Other courts considering the same question have recognized the formality necessary in defining the word “appearance.” The typical definition usually reads, “An appearance is ordinarily an overt act by which a party comes into court and submits himself to its jurisdiction.” Anderson v. Taylorcraft, 197 F.Supp. 872 (W.D.Pa.1961); see also Jones v. Roberts Marble Co., 90 Ga.App. 830, 84 S.E.2d 469 (1954); Jones v. Main, 196 Kan. 91, 410 P.2d 303 (1966). An appearance is sometimes broadly defined as any action on the part of defendant; other courts have clarified that broad statement by noting that “although an act of defendant may have some relation to the cause, it does not constitute a general appearance, if ... no affirmative action is sought by the court.” (Emphasis in original.) Anderson v. Taylorcraft, supra at 874.
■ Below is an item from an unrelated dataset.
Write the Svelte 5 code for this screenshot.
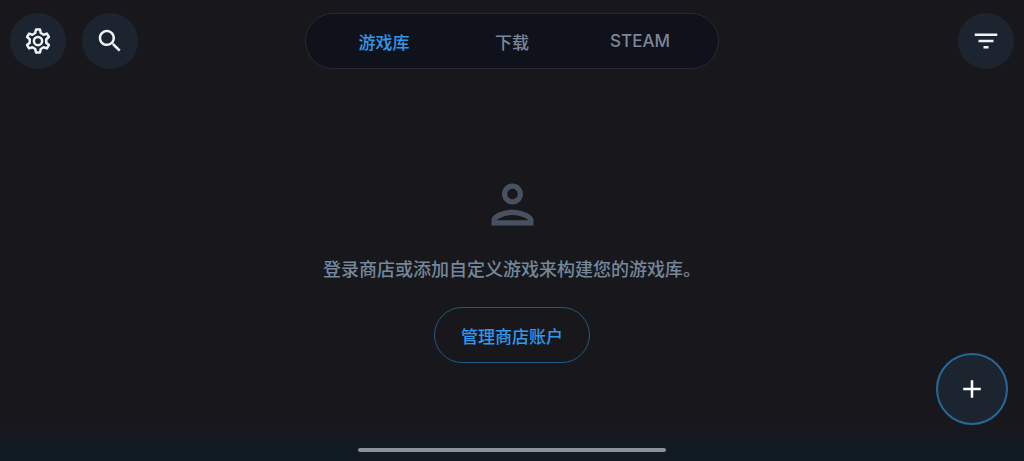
<script>
  const tabs = [
    { id: 'library', label: '游戏库' },
    { id: 'downloads', label: '下载' },
    { id: 'steam', label: 'STEAM' },
  ];

  let active = $state('library');
</script>

<div class="screen">
  <header>
    <div class="actions">
      <button class="round" aria-label="设置">
        <svg class="gear" viewBox="0 0 24 24">
          <path d="M10.4 2.8h3.2l.6 2.8L16.5 7l2.6-.9 1.6 2.7-2.1 1.8v2.8l2.1 1.8-1.6 2.7-2.6-.9-2.3 1.4-.6 2.8h-3.2l-.6-2.8L7.5 17l-2.6.9-1.6-2.7 2.1-1.8v-2.8L3.3 8.8l1.6-2.7 2.6.9 2.3-1.4z"/>
          <circle cx="12" cy="12" r="3.3"/>
        </svg>
      </button>
      <button class="round" aria-label="搜索">
        <svg viewBox="0 0 24 24"><path d="M15.5 14h-.79l-.28-.27C15.41 12.59 16 11.11 16 9.5 16 5.91 13.09 3 9.5 3S3 5.91 3 9.5 5.91 16 9.5 16c1.61 0 3.09-.59 4.23-1.57l.27.28v.79l5 4.99L20.49 19l-4.99-5zm-6 0C7.01 14 5 11.99 5 9.5S7.01 5 9.5 5 14 7.01 14 9.5 11.99 14 9.5 14z"/></svg>
      </button>
    </div>

    <nav>
      {#each tabs as tab}
        <button class:active={active === tab.id} onclick={() => active = tab.id}>{tab.label}</button>
      {/each}
    </nav>

    <div class="actions end">
      <button class="round" aria-label="筛选">
        <svg viewBox="0 0 24 24"><path d="M10 18h4v-2h-4v2zM3 6v2h18V6H3zm3 7h12v-2H6v2z"/></svg>
      </button>
    </div>
  </header>

  <main>
    <svg class="person" viewBox="0 0 24 24"><path d="M12 6c1.1 0 2 .9 2 2s-.9 2-2 2-2-.9-2-2 .9-2 2-2m0 10c2.7 0 5.8 1.29 6 2H6c.23-.72 3.31-2 6-2m0-12C9.79 4 8 5.79 8 8s1.79 4 4 4 4-1.79 4-4-1.79-4-4-4zm0 10c-2.67 0-8 1.34-8 4v2h16v-2c0-2.66-5.33-4-8-4z"/></svg>
    <p>登录商店或添加自定义游戏来构建您的游戏库。</p>
    <button class="manage">管理商店账户</button>
  </main>

  <button class="fab" aria-label="添加">
    <svg viewBox="0 0 24 24"><path d="M19 13h-6v6h-2v-6H5v-2h6V5h2v6h6v2z"/></svg>
  </button>
  <div class="home-bar"></div>
</div>

<style>
  :global(body) {
    margin: 0;
    background: #18181c;
  }

  .screen {
    position: relative;
    display: flex;
    flex-direction: column;
    box-sizing: border-box;
    min-height: 100vh;
    background: linear-gradient(to top, #111b25 0, #131a22 16px, #18181c 36px);
    font-family: Inter, "Noto Sans CJK SC", sans-serif;
    font-weight: 500;
  }

  button {
    margin: 0;
    padding: 0;
    border: none;
    background: none;
    font: inherit;
    cursor: pointer;
  }

  svg {
    display: block;
    width: 30px;
    height: 30px;
    fill: currentColor;
  }

  .gear {
    fill: none;
    stroke: currentColor;
    stroke-width: 2;
    stroke-linejoin: round;
  }

  header {
    display: grid;
    grid-template-columns: 1fr minmax(0, 414px) 1fr;
    padding: 13px 10px 0;
  }

  .actions {
    display: flex;
    gap: 16px;
  }

  .actions.end {
    justify-content: flex-end;
  }

  .round,
  .fab {
    display: flex;
    align-items: center;
    justify-content: center;
    border-radius: 50%;
    background: #1c252f;
    color: #eef3fb;
  }

  .round {
    width: 56px;
    height: 56px;
  }

  nav {
    display: flex;
    box-sizing: border-box;
    height: 56px;
    padding: 0 14px;
    border: 1px solid #292a30;
    border-radius: 28px;
    background: #10121b;
  }

  nav button {
    flex: 1;
    color: #7c8698;
    font-size: 17px;
  }

  nav button.active {
    color: #3199ea;
  }

  main {
    flex: 1;
    display: flex;
    flex-direction: column;
    align-items: center;
    justify-content: center;
    padding-top: 6px;
  }

  .person {
    width: 63px;
    height: 63px;
    color: #47515f;
  }

  p {
    margin: 20px 0 24px;
    color: #74879b;
    font-size: 18px;
    line-height: 27px;
  }

  .manage {
    height: 56px;
    padding: 0 26px;
    border: 1px solid #235b84;
    border-radius: 28px;
    color: #3199ea;
    font-size: 17px;
  }

  .fab {
    position: absolute;
    right: 16px;
    bottom: 36px;
    width: 72px;
    height: 72px;
    border: 2px solid #24699a;
    color: #fff;
  }

  .home-bar {
    position: absolute;
    bottom: 9px;
    left: 35%;
    width: 30%;
    height: 4px;
    border-radius: 2px;
    background: #8b9299;
  }
</style>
Because an appearance must be defined as a coming into court, the actions of the defendant in the present case, which were all outside the court, could not have constituted an appearance. At no time did he submit himself to the court. His attendance at the deposition of another party in Utah, and his communications with plaintiff’s attorney could not have been known to the court. Since the court itself was probably unaware of the defendant’s actions, it had no way of determining that the defendant Arvidson had made an appearance before his court. Other courts, when faced with a situation where a defendant’s participation was limited to participation in preliminary or collateral proceedings, have held that such participation does not constitute an appearance before the court. See Smith v. Gamma Constr. Co., 387 So.2d 188 (Ala.1980) (submission to deposition did not constitute appearance); Hansher v. Kaishian, 79 Wis.2d 374, 255 N.W.2d 564 (1977) (letter to plaintiff’s attorney); Booth v. Magee Carpet Co., 548 P.2d 1252 (Wyo.1976) (telephonic communication).
I would affirm the judgment of the trial court.